STATED GOAL →
Leave out every picture. Copy exactly the lines from the one holding "Write a component" through the one holding "import React from 'react';".

>> start

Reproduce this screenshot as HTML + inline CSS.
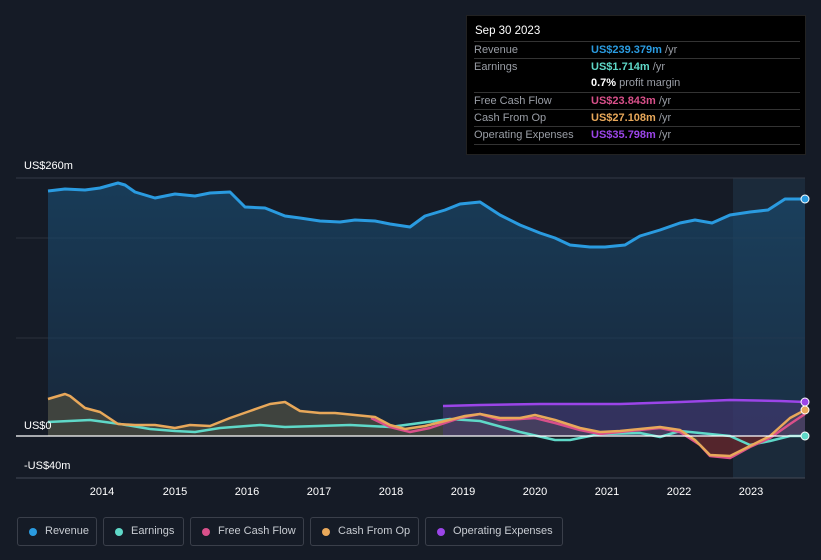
<!DOCTYPE html><html><head><meta charset="utf-8"><style>
body{margin:0;width:821px;height:560px;background:#151b26;font-family:"Liberation Sans",sans-serif;overflow:hidden;position:relative}
.tt{position:absolute;left:466px;top:15px;width:340px;height:140px;background:#000;border:1px solid #222;box-sizing:border-box;font-size:11px;color:#9a9ea6}
.tt .h{position:absolute;left:8px;top:9px;color:#fff;font-size:11.5px}
.r{position:absolute;left:7px;width:326px;height:17px;border-top:1px solid #333;line-height:17px}
.r span{position:absolute;left:117px;white-space:nowrap}
.lg{position:absolute;top:517px;height:29px;border:1px solid #3a3f4a;border-radius:3px;box-sizing:border-box;color:#c8ccd2;font-size:11px;line-height:27px;padding-left:27px;white-space:nowrap;overflow:hidden}
.lg i{position:absolute;left:11px;top:10px;width:8px;height:8px;border-radius:50%}
.ax{position:absolute;color:#fff;font-size:11px}
</style></head><body>
<svg width="821" height="560" style="position:absolute;left:0;top:0">
<defs><linearGradient id="g" x1="0" y1="0" x2="0" y2="1"><stop offset="0" stop-color="#1a4a6e" stop-opacity=".7"/><stop offset="1" stop-color="#1a3550" stop-opacity=".5"/></linearGradient></defs>
<rect x="733" y="178" width="72" height="300" fill="#1b2a3a"/>
<line x1="16" y1="178" x2="805" y2="178" stroke="#333a45"/>
<line x1="16" y1="238" x2="805" y2="238" stroke="#2a313c"/>
<line x1="16" y1="338" x2="805" y2="338" stroke="#2a313c"/>
<path d="M48 191L65 189L85 190L100 188L118 183L125 185L135 192L155 198L175 194L195 196L210 193L230 192L245 207L265 208L285 216L300 218L320 221L340 222L355 220L375 221L390 224L410 227L425 216L445 210L460 204L480 202L500 215L520 225L540 233L555 238L570 245L590 247L605 247L625 245L640 236L660 230L680 223L695 220L712 223L730 215L750 212L768 210L785 199L805 199L805 436L48 436Z" fill="url(#g)"/>
<path d="M48 399L65 394L70 396L85 408L100 412L118 424L135 425L155 425L175 428L190 425L210 426L230 418L250 411L270 404L285 402L300 411L320 413L335 413L355 415L375 417L390 425L405 429L425 426L445 421L465 416L480 414L500 418L520 418L535 415L555 420L580 428L600 432L620 431L640 429L660 427L680 430L695 440L710 455L730 456L750 446L770 436L790 418L805 410L805 436L48 436Z" fill="#5a5540" opacity=".6"/>
<path d="M443 406L480 405L540 404L620 404L680 402L730 400L780 401L805 402L805 436L443 436Z" fill="#4a3a7a" opacity=".55"/>
<path d="M695 436L710 455L730 456L750 446L770 436Z" fill="#5a1f2a" opacity=".8"/>
<path d="M48 422L90 420L120 424L150 429L175 431L195 432L220 428L260 425L285 427L350 425L390 427L420 423L450 419L480 421L520 432L555 440L570 440L600 434L640 433L660 437L680 431L700 433L730 436L750 445L770 441L790 436L805 436" fill="none" stroke="#5fd8c8" stroke-width="2.5" stroke-linejoin="round"/>
<path d="M443 406L480 405L540 404L620 404L680 402L730 400L780 401L805 402" fill="none" stroke="#9b45e8" stroke-width="2.5"/>
<path d="M371 418L390 427L410 432L430 428L460 418L480 414L500 420L520 419L535 418L555 423L580 430L600 434L640 430L660 428L680 432L700 445L710 456L730 458L750 447L770 438L790 424L805 414" fill="none" stroke="#d9508a" stroke-width="2.5" stroke-linejoin="round"/>
<path d="M48 399L65 394L70 396L85 408L100 412L118 424L135 425L155 425L175 428L190 425L210 426L230 418L250 411L270 404L285 402L300 411L320 413L335 413L355 415L375 417L390 425L405 429L425 426L445 421L465 416L480 414L500 418L520 418L535 415L555 420L580 428L600 432L620 431L640 429L660 427L680 430L695 440L710 455L730 456L750 446L770 436L790 418L805 410" fill="none" stroke="#e8a85a" stroke-width="2.5" stroke-linejoin="round"/>
<path d="M48 191L65 189L85 190L100 188L118 183L125 185L135 192L155 198L175 194L195 196L210 193L230 192L245 207L265 208L285 216L300 218L320 221L340 222L355 220L375 221L390 224L410 227L425 216L445 210L460 204L480 202L500 215L520 225L540 233L555 238L570 245L590 247L605 247L625 245L640 236L660 230L680 223L695 220L712 223L730 215L750 212L768 210L785 199L805 199" fill="none" stroke="#2a9be0" stroke-width="3" stroke-linejoin="round"/>
<line x1="16" y1="436" x2="805" y2="436" stroke="#fff" stroke-width="1.2"/>
<line x1="16" y1="478" x2="805" y2="478" stroke="#444a55"/>
<circle cx="805" cy="199" r="4" fill="#2a9be0" stroke="#fff"/><circle cx="805" cy="402" r="4" fill="#9b45e8" stroke="#fff"/><circle cx="805" cy="410" r="4" fill="#e8a85a" stroke="#fff"/><circle cx="805" cy="436" r="4" fill="#5fd8c8" stroke="#fff"/>
<g fill="#fff" font-size="11" text-anchor="middle" font-family="Liberation Sans"><text x="102" y="495">2014</text><text x="175" y="495">2015</text><text x="247" y="495">2016</text><text x="319" y="495">2017</text><text x="391" y="495">2018</text><text x="463" y="495">2019</text><text x="535" y="495">2020</text><text x="607" y="495">2021</text><text x="679" y="495">2022</text><text x="751" y="495">2023</text></g>
</svg>
<div class="ax" style="left:24px;top:160px">US$260m</div>
<div class="ax" style="left:24px;top:420px">US$0</div>
<div class="ax" style="left:24px;top:460px">-US$40m</div>
<div class="tt"><div class="h">Sep 30 2023</div>
<div class="r" style="top:25px">Revenue<span><b style="color:#2a9be0">US$239.379m</b> /yr</span></div>
<div class="r" style="top:42px">Earnings<span><b style="color:#5fd8c8">US$1.714m</b> /yr</span></div>
<div class="r" style="top:59px;border:0"><span><b style="color:#fff">0.7%</b> profit margin</span></div>
<div class="r" style="top:76px">Free Cash Flow<span><b style="color:#d9508a">US$23.843m</b> /yr</span></div>
<div class="r" style="top:93px">Cash From Op<span><b style="color:#e8a85a">US$27.108m</b> /yr</span></div>
<div class="r" style="top:110px;border-bottom:1px solid #333">Operating Expenses<span><b style="color:#9b45e8">US$35.798m</b> /yr</span></div>
</div>
<div class="lg" style="left:17px;width:80px"><i style="background:#2a9be0"></i>Revenue</div>
<div class="lg" style="left:103px;width:81px"><i style="background:#5fd8c8"></i>Earnings</div>
<div class="lg" style="left:190px;width:114px"><i style="background:#d9508a"></i>Free Cash Flow</div>
<div class="lg" style="left:310px;width:109px"><i style="background:#e8a85a"></i>Cash From Op</div>
<div class="lg" style="left:425px;width:138px"><i style="background:#9b45e8"></i>Operating Expenses</div>
</body></html>
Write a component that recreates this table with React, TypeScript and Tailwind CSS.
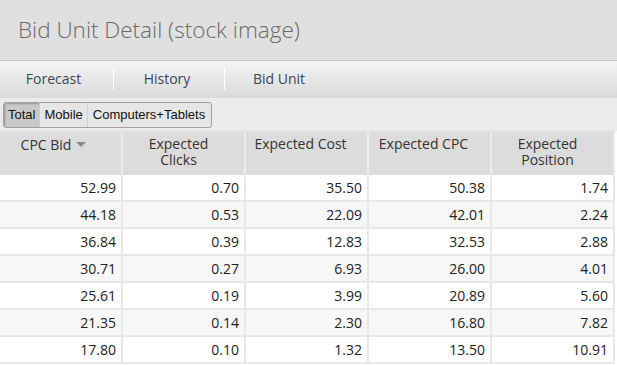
import React from 'react';

const rows = [
  ['52.99', '0.70', '35.50', '50.38', '1.74'],
  ['44.18', '0.53', '22.09', '42.01', '2.24'],
  ['36.84', '0.39', '12.83', '32.53', '2.88'],
  ['30.71', '0.27', '6.93', '26.00', '4.01'],
  ['25.61', '0.19', '3.99', '20.89', '5.60'],
  ['21.35', '0.14', '2.30', '16.80', '7.82'],
  ['17.80', '0.10', '1.32', '13.50', '10.91'],
];

const App: React.FC = () => {
  const font = { fontFamily: '"Open Sans", "DejaVu Sans", sans-serif' };
  const cols = 'grid grid-cols-[123px_123px_123px_123px_123px]';

  return (
    <div className="w-[617px] h-[365px] bg-white overflow-hidden" style={font}>
      {/* Title */}
      <div className="h-[60px] bg-[#e0e0e0] flex items-center pl-[18px]">
        <h1 className="text-[22.5px] font-light text-[#6a6a6a]">Bid Unit Detail (stock image)</h1>
      </div>
      <div className="h-px bg-[#c4c4c4]" />

      {/* Tabs */}
      <div className="h-[37px] bg-gradient-to-b from-[#f4f4f4] to-[#dadada] flex items-center text-[14px] text-[#3a4656] pb-[2px]">
        <div className="w-[113px] text-center pr-[6px]">Forecast</div>
        <div className="w-px h-[22px] bg-[#c8c8c8] border-r border-white" />
        <div className="w-[110px] text-center pr-[4px]">History</div>
        <div className="w-px h-[22px] bg-[#c8c8c8] border-r border-white" />
        <div className="w-[108px] text-center">Bid Unit</div>
      </div>

      {/* Segmented filter */}
      <div className="h-[33px] bg-[#ebebeb] flex items-center pl-[3px]">
        <div
          className="flex h-[26px] border border-[#a0a0a0] rounded-[3px] overflow-hidden text-[13px] text-[#111] bg-[#e6e6e6]"
          style={{ fontFamily: '"Liberation Sans", Arial, sans-serif' }}
        >
          <div className="px-[4px] flex items-center bg-[#c9c9c9] shadow-[inset_1px_1px_2px_rgba(0,0,0,0.25)]">Total</div>
          <div className="px-[4px] flex items-center border-l border-[#d0d0d0]">Mobile</div>
          <div className="pl-[5px] pr-[6px] flex items-center border-l border-[#d0d0d0]">Computers+Tablets</div>
        </div>
      </div>

      {/* Table */}
      <div className="w-[615px] border-t-2 border-[#e0e0e0]">
        <div className={`${cols} h-[42px] bg-[#dcdcdc] text-[14px] text-[#333] leading-[16px]`}>
          <div className="border-r-2 border-[#ececec] flex justify-center pt-[4px] pr-[14px]">
            <span>CPC Bid</span>
            <svg width="10" height="6" viewBox="0 0 10 6" className="ml-[5px] mt-[5px]">
              <path d="M0 0 L10 0 L5 5 Z" fill="#8a8a8a" />
            </svg>
          </div>
          <div className="border-r-2 border-[#ececec] text-center pt-[3px] pr-[10px]">Expected<br />Clicks</div>
          <div className="border-r-2 border-[#ececec] text-center pt-[3px] pr-[12px]">Expected Cost</div>
          <div className="border-r-2 border-[#ececec] text-center pt-[3px] pr-[12px]">Expected CPC</div>
          <div className="border-r-2 border-[#ececec] text-center pt-[3px] pr-[10px]">Expected<br />Position</div>
        </div>
        {rows.map((r, i) => (
          <div
            key={i}
            className={`${cols} h-[27px] border-b-2 border-[#e8e8e8] text-[14px] text-[#222] ${i % 2 ? 'bg-[#f7f7f7]' : 'bg-white'}`}
          >
            {r.map((v, j) => (
              <div key={j} className="border-r-2 border-[#e8e8e8] flex items-center justify-end pr-[5px]">
                {v}
              </div>
            ))}
          </div>
        ))}
      </div>
    </div>
  );
};

export default App;
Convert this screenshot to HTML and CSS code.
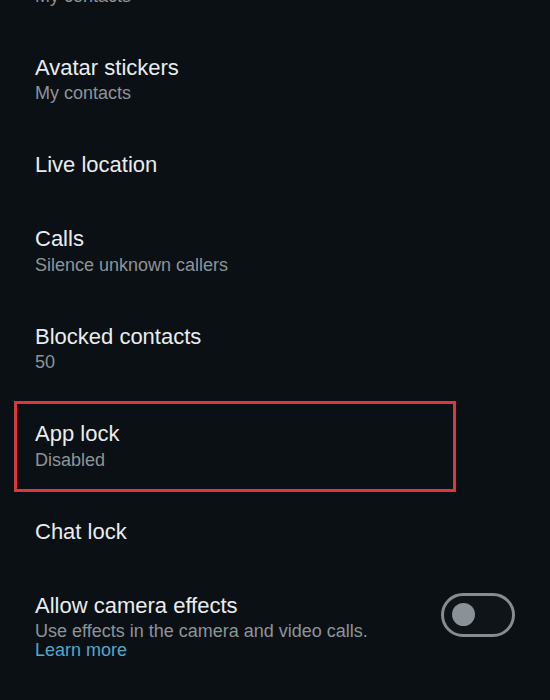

>> end

SOLUTION FOR THIS EXERCISE →
Write a component that recreates this table with React, TypeScript and Tailwind CSS.
import React from 'react';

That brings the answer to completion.